Why I think Apple wants (& can) design even more components
There’s nothing like an atmosphere of international mistrust and nation state driven hacking to help create an environment in which owning the means of production of key business elements makes complete sense, and this is precisely what seems to be happening to Apple’s silicon design team.
Apple wants to own all its chips
Apple is allegedly working toward developing or even manufacturing an even larger number of key components for its devices.
These extend beyond the powerful A- and M-series chips and the seemingly delayed 5G modems the company is building/developing – they now seemingly include plans to create Wi-Fi and Bluetooth chips and even to the design of the tech used in future displays.
All this activity makes complete sense.
You see, as processor design hits 3nm we’re going to see much more focus on how to make systems faster in ways other than the chip.
One way is tech improvements at a very micro level, another is to assemble solutions that are integrated at every layer of the design – from software to hardware to the etching on the tiniest fraction of the chip.

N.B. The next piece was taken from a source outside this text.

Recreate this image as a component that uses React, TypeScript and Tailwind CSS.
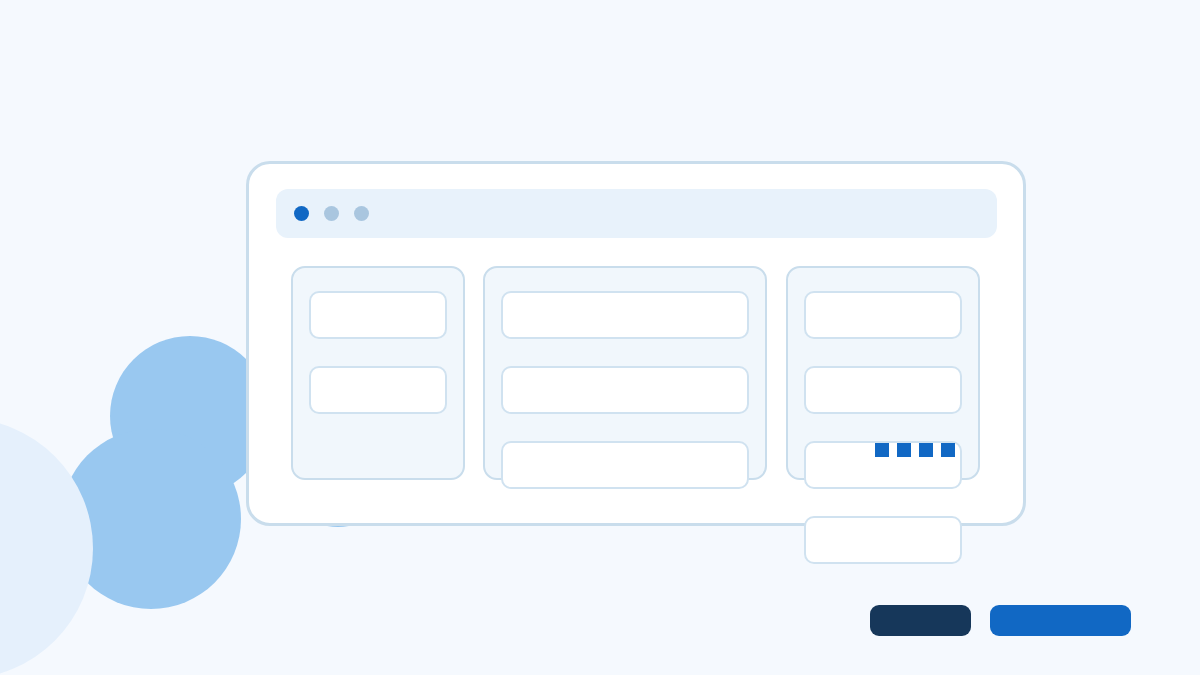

That’s not just an Apple challenge, by the way, it’s a challenge that, like Harry Potter’s sorting hat, is going to lead to a deluge of M&A activity across PC manufacturers and silicon foundries.
Challenges are a business opportunity
Because intrinsically it threatens the old ad hoc business plan.
Apple is ready. After all, it, probably more than anyone, understands the importance of building systems in which hardware and software are built to love one other.
That this affair now extends to the sundry silicon used in its devices is so obvious once you stop to think about it, it’s a surprise people are only just getting to grips with the direction of travel.
Indeed, think a little more deeply and you’ll see Apple is already involved in building at a silicon level – even to the sensors in displays, memory controllers and flash memory handling.
In support of this, Apple has made a host of shrewd acquisitions across the last decade that mean it has the silicon development expertise it takes to become a full-fledged component producer in its own account.
This seems in retrospect to have been part of the plan since before its iconic PA Semi purchase.
Some saw it coming years ago. Apple has been flagging this up for some time. In a 2021 interview some Apple top brass confirmed the company to be engaged in replacing processors across the board within its multi-year silicon development process.
Apple CEO Tim Cook has frequently stressed his company is prepared to work on core technologies for years and that it defines what it needs from new silicon designs years ahead of time.
Now we’re talking about that, what’s happening there?
That we’re only now hearing of these plans in a more overt way means the company’s internal teams already have a vision that extends beyond them. I don’t believe for a single solitary second that those information leaks that do emerge are not managed in some way. I think it’s all about unattributed market preparation.
But what we can surmise from all of this is as follows:
Apple intends to create complete System On Chips (SOCs) integrating not just processors, memory, and neural engines, but also modems, Wi-Fi, Bluetooth, and as many of the other technologies as it can.
The intention will be to build highly integrated hardware systems designed to deliver tightly articulated software solutions on devices that deliver more computational performance at far lower energy costs and far more securely than other systems can provide.
Toward 2122
It will do this because it knows that every manufacturer must now think this way to provide additional innovation (and innovation is not confined to design, though low cost high powered processors enable Apple to imagine and design whole new product families).
It likely also sees this as a critical point. Apple intends owning the key technologies for all its future products.
It wants to do so not because it continues to fight the Mac versus PC wars of the last century of computing, but because it intends fighting its way through to the end of the current century as it works hard to straddle (and enable) that space at the intersection of technology and the liberal arts.